Et concernant les actes qu’ils considèrent comme politiques ?

Camille Peugny : Certes, les jeunes interrogés mentionnent d’abord et le plus souvent les actes politiques « traditionnels », comme voter ou adhérer à un parti politique. Mais le principal résultat ici me semble la montée de l’action politique « non conventionnelle », qui concerne certes l’ensemble de la population, mais dont les jeunes constituent véritablement le fer de lance. Entre cinq et sept jeunes sur dix selon les items considèrent que la grève, les campagnes sur les réseaux sociaux, la signature de pétitions, l’investissement associatif ou encore le port de badge ou d’autocollants constituent des actes politiques. Et du côté de la réalisation de l’acte, les résultats ne sont pas minces. 56 % des jeunes mentionnent un investissement associatif, la moitié d’entre eux a déjà signé une pétition, près de trois sur dix déclarent avoir déjà participé à une manifestation, et 20 % d’entre eux ont déjà participé à une grève, chiffre assez élevé pour des jeunes en étude ou entrés récemment dans le monde du travail. Ces chiffres montrent donc que les jeunes ne sont pas si éloignés que cela de la politique. Simplement, ils sont à la pointe de nouvelles formes d’actions qui essaiment progressivement dans le reste de la population.

Que pensez-vous de leur réaction aux propositions émises pour améliorer le fonctionnement de la démocratie ?

Camille Peugny : Je remarque particulièrement la forte adhésion des jeunes à un strict non cumul des mandats pour les élus et à des politiques de discrimination positive visant à ménager des quotas de femmes, de jeunes ou pour les minorités dans les fonctions électives. Les trois-quarts des jeunes interrogés se montrent favorables à de telles mesures, ce qui est réellement massif. Ceci étant dit, je ne suis pas certain que si les jeunes élus étaient plus nombreux (ce qui serait souhaitable d’un point de vue symbolique, évidemment), le rapport à la politique des jeunes évoluerait sensiblement. Au-delà de la question de la représentativité, il y a surtout celle du discours tenu et des politiques publiques qui sont conduites. À chaque alternance politique, de jeunes députés font leur entrée à l’Assemblée nationale, portés par des vagues roses ou bleues.
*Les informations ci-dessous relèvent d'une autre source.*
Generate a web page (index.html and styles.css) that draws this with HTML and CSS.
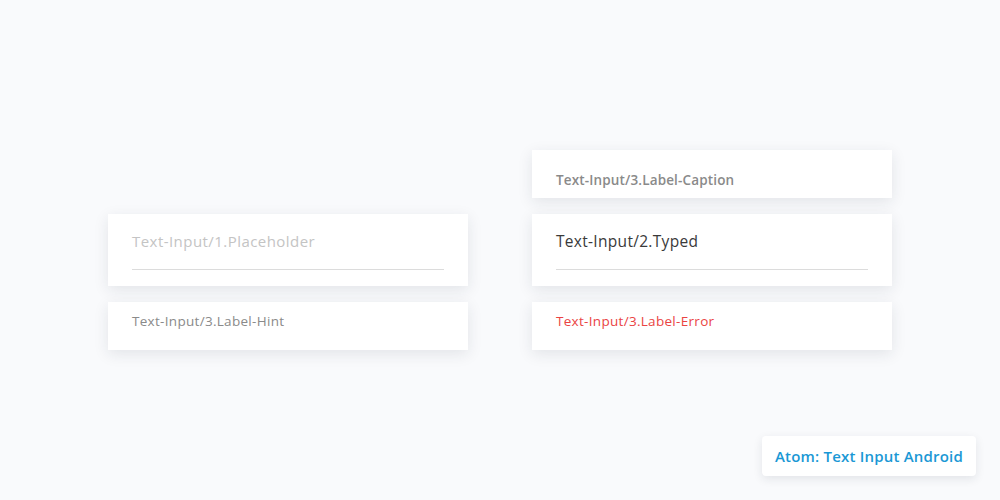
FILE: index.html
```html
<!DOCTYPE html>
<html>
<head>
<meta charset="utf-8">
<link rel="stylesheet" href="styles.css">
</head>
<body>
<main class="stage">
  <section class="column">
    <div class="card field">
      <div class="field-text placeholder">Text-Input/1.Placeholder</div>
      <div class="underline"></div>
    </div>
    <div class="card label">
      <div class="label-text hint">Text-Input/3.Label-Hint</div>
    </div>
  </section>
  <section class="column">
    <div class="card caption">
      <div class="caption-text">Text-Input/3.Label-Caption</div>
    </div>
    <div class="card field">
      <div class="field-text typed">Text-Input/2.Typed</div>
      <div class="underline"></div>
    </div>
    <div class="card label">
      <div class="label-text error">Text-Input/3.Label-Error</div>
    </div>
  </section>
</main>
<div class="badge">Atom: Text Input Android</div>
</body>
</html>
```
FILE: styles.css
```css
html, body {
  margin: 0;
  padding: 0;
}
body {
  width: 1000px;
  height: 500px;
  background: #f9fafc;
  font-family: "Open Sans", "Liberation Sans", sans-serif;
  position: relative;
  overflow: hidden;
}
.stage {
  height: 500px;
  display: flex;
  justify-content: center;
  align-items: center;
  gap: 64px;
}
.column {
  width: 360px;
  height: 200px;
  display: flex;
  flex-direction: column;
  justify-content: flex-end;
  gap: 16px;
}
.card {
  background: #fff;
  box-shadow: 0 4px 14px rgba(30, 40, 60, 0.10);
  padding: 0 24px;
  box-sizing: border-box;
}
.field {
  height: 72px;
  padding-top: 17px;
}
.field-text {
  font-size: 15px;
  line-height: 20px;
  height: 20px;
  letter-spacing: 0.45px;
}
.placeholder { color: #c4c4c4; }
.typed { color: #3a3a3a; font-size: 15.5px; letter-spacing: 0.3px; }
.underline {
  margin-top: 18px;
  height: 1px;
  background: #dcdcdc;
}
.label {
  height: 48px;
  padding-top: 9px;
}
.label-text {
  font-size: 13.5px;
  line-height: 20px;
  letter-spacing: 0.3px;
}
.hint { color: #8a8a8a; }
.error { color: #ea4343; }
.caption {
  height: 48px;
  padding-top: 20px;
}
.caption-text {
  font-size: 13.5px;
  line-height: 20px;
  font-weight: 600;
  letter-spacing: 0.15px;
  color: #8a8a8a;
}
.badge {
  position: absolute;
  right: 24px;
  bottom: 24px;
  width: 214px;
  height: 40px;
  box-sizing: border-box;
  background: #fff;
  border-radius: 4px;
  box-shadow: 0 3px 10px rgba(30, 40, 60, 0.10);
  display: flex;
  align-items: center;
  justify-content: center;
  font-size: 15px;
  font-weight: 600;
  letter-spacing: 0.2px;
  color: #1a98d5;
}
```
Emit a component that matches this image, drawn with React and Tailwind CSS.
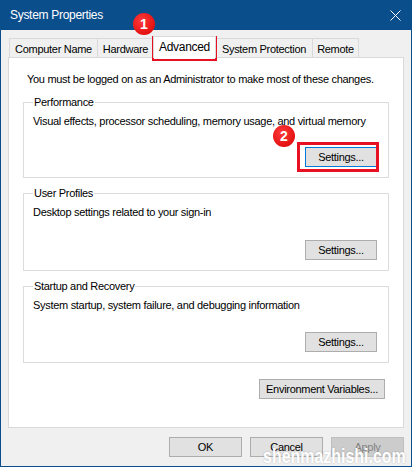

On ne peut pas dire qu’ils se sont fortement saisi des questions de jeunesse et, d’une manière générale, je ne suis pas certain qu’il faille nécessairement être jeune pour agir pour la jeunesse, femme pour réduire les inégalités entre les hommes et les femmes, etc. Face à l’absence de politiques visant à clairement améliorer la place des jeunes dans des sociétés vieillissantes, c’est le sentiment d’une indifférenciation politique qui se fait de plus en plus fréquent. Ici, 29 % des jeunes déclarent ne pas parvenir à se positionner sur un axe gauche-droite, et ce chiffre s’élève à 38 % pour les 25-30 ans. Au-delà, sur le plan politique, nous avons aussi deux jeunesses. D’une part, des jeunes diplômés, intéressés par la politique mais insatisfaits par l’offre partisane existante et se reconnaissant davantage dans des formes d’actions non conventionnelles et mouvantes. De l’autre, souvent, des jeunes non diplômés, précarisés, ruraux ou périurbains et dont l’insatisfaction peut déboucher sur des attitudes autoritaires, à l’égard de l’immigration ou des questions de société.